Evolution du prix spot journalier du gaz ($/MBtu)
Energies marines renouvelables
Houlomoteur, hydrolien et marémoteur
Les opérateurs des énergies marines ont installé dans le monde beaucoup plus de capacité en 2021 qu’en 2020, avec 3,12 MW contre 1,39 MW.
Alors que l’Europe domine toujours l’activité marémotrice mondiale, de plus en plus de capacité houlomotrice est installée en dehors de l’Europe, souvent grâce à un soutien gouvernemental important.
Eolien offshore
À fin 2020, cette technologie représentait 12 GW de capacité installée en Europe (hors Royaume-Uni) et la Commission Européenne ambitionne 40 GW de puissance installée en 2050.
Début 2022, la France ne comptait aucun parc éolien en mer en fonctionnement mais 4 projets éoliens en mer posés sont en cours de construction et 3 autres sont en phase de développement. D’ici 2028, ce sont donc 7 projets d’éolien en mer posé, pour une puissance cumulée d’environ 3,6 GW qui seront mis en service. Sont également en cours de développement 4 fermes pilotes d’éolien flottant représentant une capacité installée d’environ 120 MW ainsi que 4 fermes pilotes pour l’hydrolien (2 dans le Raz-Blanchard, Ouessant, Golfe du Morbihan). L’actuelle Programmation Pluriannuelle de l’Energie (PPE) prévoit une capacité installée avoisinant les 5 à 6 GW en service à horizon 2028 pour l’éolien en mer.

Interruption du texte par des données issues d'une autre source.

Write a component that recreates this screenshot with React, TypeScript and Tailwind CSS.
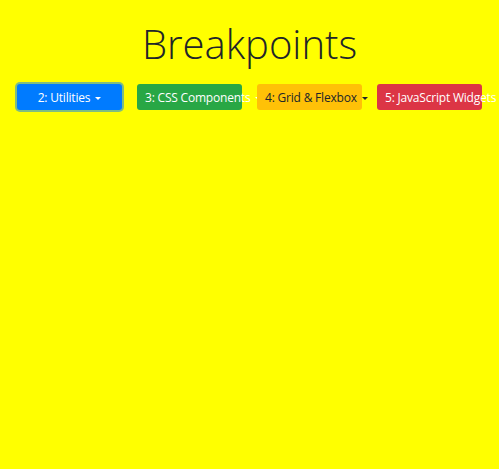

Au cours des dernières années, le coût de l’éolien en mer posé a fortement diminué, capitalisant sur le retour d’expérience de la phase d’apprentissage initiale et profitant des effets positifs d’un déploiement industriel mondial. En 2019, le dernier appel d’offres pour un projet éolien en mer au large de la France (le projet éolien en mer de Dunkerque) fut attribué à un prix de 44 €/ MWh (hors raccordement). Cette tendance de baisse des coûts devrait se poursuivre dans les prochaines années (pour l’éolien en mer posé comme pour le flottant), grâce notamment aux innovations technologiques et au changement d’échelle dans les volumes de projets attribués.
La filière industrielle française des EMR (GE Renewable Energy, production de nacelles et de pales, Chantiers de l’Atlantique, production de sous-stations électriques,) Dillinger, production de tôles fortes, RollixDefontaine, production de couronnes d’orientation, Bourbon offshoer, installation d’éoliennes flottantes) s’est initialement constituée à l’export (67 % du chiffre d’affaires en 2016). Avec la construction des premiers parcs éoliens en mer français et de leur raccordement, le chiffre d’affaires des entreprises a connu une forte croissance, atteignant 806 M€ en 2020, don’t 71% du chiffre d’affaires réalisés grâce aux projets nationaux. Depuis 2016, 505 M€ ont été investis en France par ces acteurs industriels afin de développer leur outil de production auxquels on peut ajouter 305 M€ investis par les gestionnaires de port (à Nantes-Saint-Nazaire, Brest, Cherbourg et Port-La Nouvelle) entre 2016 et 2020 dans le cadre de l’adaptation de leur outil.